§ **Work required**:
Copy out the listing that follows exactly, dropping every picture.

§ **Data segment**:
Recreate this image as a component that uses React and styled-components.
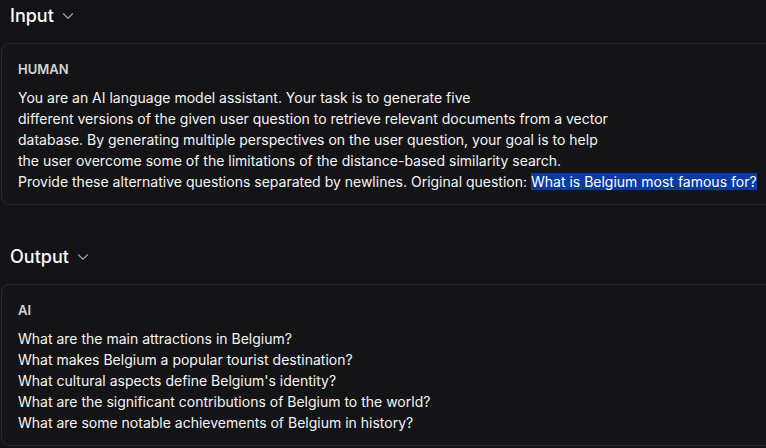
import React from "react";
import styled, { createGlobalStyle } from "styled-components";
import { ChevronDown } from "lucide-react";

const GlobalStyle = createGlobalStyle`
  html, body {
    margin: 0;
    padding: 0;
    background: #131316;
    overflow: hidden;
  }
  body {
    font-family: Inter, "Noto Sans", sans-serif;
    color: #f4f4f5;
  }
`;

const Page = styled.div`
  width: 766px;
  height: 448px;
  overflow: hidden;
`;

const Section = styled.section`
  padding-top: ${(p) => p.$top}px;
`;

const SectionHeader = styled.div`
  display: flex;
  align-items: center;
  gap: 5px;
  padding-left: 10px;
  height: 28px;
  font-size: 18px;
  line-height: 28px;
  font-weight: 500;
  color: #fafafa;
  cursor: pointer;

  svg {
    color: #a1a1aa;
  }
`;

const Card = styled.div`
  margin-top: 13px;
  margin-left: 1px;
  width: 840px;
  border: 1px solid #27272b;
  border-radius: 8px;
  background: #141417;
  padding: 17px 16px 12px 16px;
`;

const Role = styled.div`
  font-size: 13px;
  line-height: 16px;
  font-weight: 600;
  color: #d4d4d8;
  margin-bottom: 10px;
`;

const Message = styled.div`
  font-size: 14px;
  line-height: 21px;
  white-space: pre-wrap;
  color: #f4f4f5;
`;

const Highlight = styled.span`
  background: #0b3aa3;
  color: #ffffff;
`;

const prompt = `You are an AI language model assistant. Your task is to generate five
different versions of the given user question to retrieve relevant documents from a vector
database. By generating multiple perspectives on the user question, your goal is to help
the user overcome some of the limitations of the distance-based similarity search.
Provide these alternative questions separated by newlines. Original question: `;

const answer = `What are the main attractions in Belgium?
What makes Belgium a popular tourist destination?
What cultural aspects define Belgium's identity?
What are the significant contributions of Belgium to the world?
What are some notable achievements of Belgium in history?`;

export default function App() {
  return (
    <Page>
      <GlobalStyle />
      <Section $top={2}>
        <SectionHeader>
          Input <ChevronDown size={18} strokeWidth={1.5} />
        </SectionHeader>
        <Card>
          <Role>HUMAN</Role>
          <Message>
            {prompt}
            <Highlight>What is Belgium most famous for?</Highlight>
          </Message>
        </Card>
      </Section>
      <Section $top={38}>
        <SectionHeader>
          Output <ChevronDown size={18} strokeWidth={1.5} />
        </SectionHeader>
        <Card>
          <Role>AI</Role>
          <Message>{answer}</Message>
        </Card>
      </Section>
    </Page>
  );
}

§ **Answer to this problem**:
Recreate this image as a component that uses React and styled-components.
import React from "react";
import styled, { createGlobalStyle } from "styled-components";
import { ChevronDown } from "lucide-react";

const GlobalStyle = createGlobalStyle`
  html, body {
    margin: 0;
    padding: 0;
    background: #131316;
    overflow: hidden;
  }
  body {
    font-family: Inter, "Noto Sans", sans-serif;
    color: #f4f4f5;
  }
`;

const Page = styled.div`
  width: 766px;
  height: 448px;
  overflow: hidden;
`;

const Section = styled.section`
  padding-top: ${(p) => p.$top}px;
`;

const SectionHeader = styled.div`
  display: flex;
  align-items: center;
  gap: 5px;
  padding-left: 10px;
  height: 28px;
  font-size: 18px;
  line-height: 28px;
  font-weight: 500;
  color: #fafafa;
  cursor: pointer;

  svg {
    color: #a1a1aa;
  }
`;

const Card = styled.div`
  margin-top: 13px;
  margin-left: 1px;
  width: 840px;
  border: 1px solid #27272b;
  border-radius: 8px;
  background: #141417;
  padding: 17px 16px 12px 16px;
`;

const Role = styled.div`
  font-size: 13px;
  line-height: 16px;
  font-weight: 600;
  color: #d4d4d8;
  margin-bottom: 10px;
`;

const Message = styled.div`
  font-size: 14px;
  line-height: 21px;
  white-space: pre-wrap;
  color: #f4f4f5;
`;

const Highlight = styled.span`
  background: #0b3aa3;
  color: #ffffff;
`;

const prompt = `You are an AI language model assistant. Your task is to generate five
different versions of the given user question to retrieve relevant documents from a vector
database. By generating multiple perspectives on the user question, your goal is to help
the user overcome some of the limitations of the distance-based similarity search.
Provide these alternative questions separated by newlines. Original question: `;

const answer = `What are the main attractions in Belgium?
What makes Belgium a popular tourist destination?
What cultural aspects define Belgium's identity?
What are the significant contributions of Belgium to the world?
What are some notable achievements of Belgium in history?`;

export default function App() {
  return (
    <Page>
      <GlobalStyle />
      <Section $top={2}>
        <SectionHeader>
          Input <ChevronDown size={18} strokeWidth={1.5} />
        </SectionHeader>
        <Card>
          <Role>HUMAN</Role>
          <Message>
            {prompt}
            <Highlight>What is Belgium most famous for?</Highlight>
          </Message>
        </Card>
      </Section>
      <Section $top={38}>
        <SectionHeader>
          Output <ChevronDown size={18} strokeWidth={1.5} />
        </SectionHeader>
        <Card>
          <Role>AI</Role>
          <Message>{answer}</Message>
        </Card>
      </Section>
    </Page>
  );
}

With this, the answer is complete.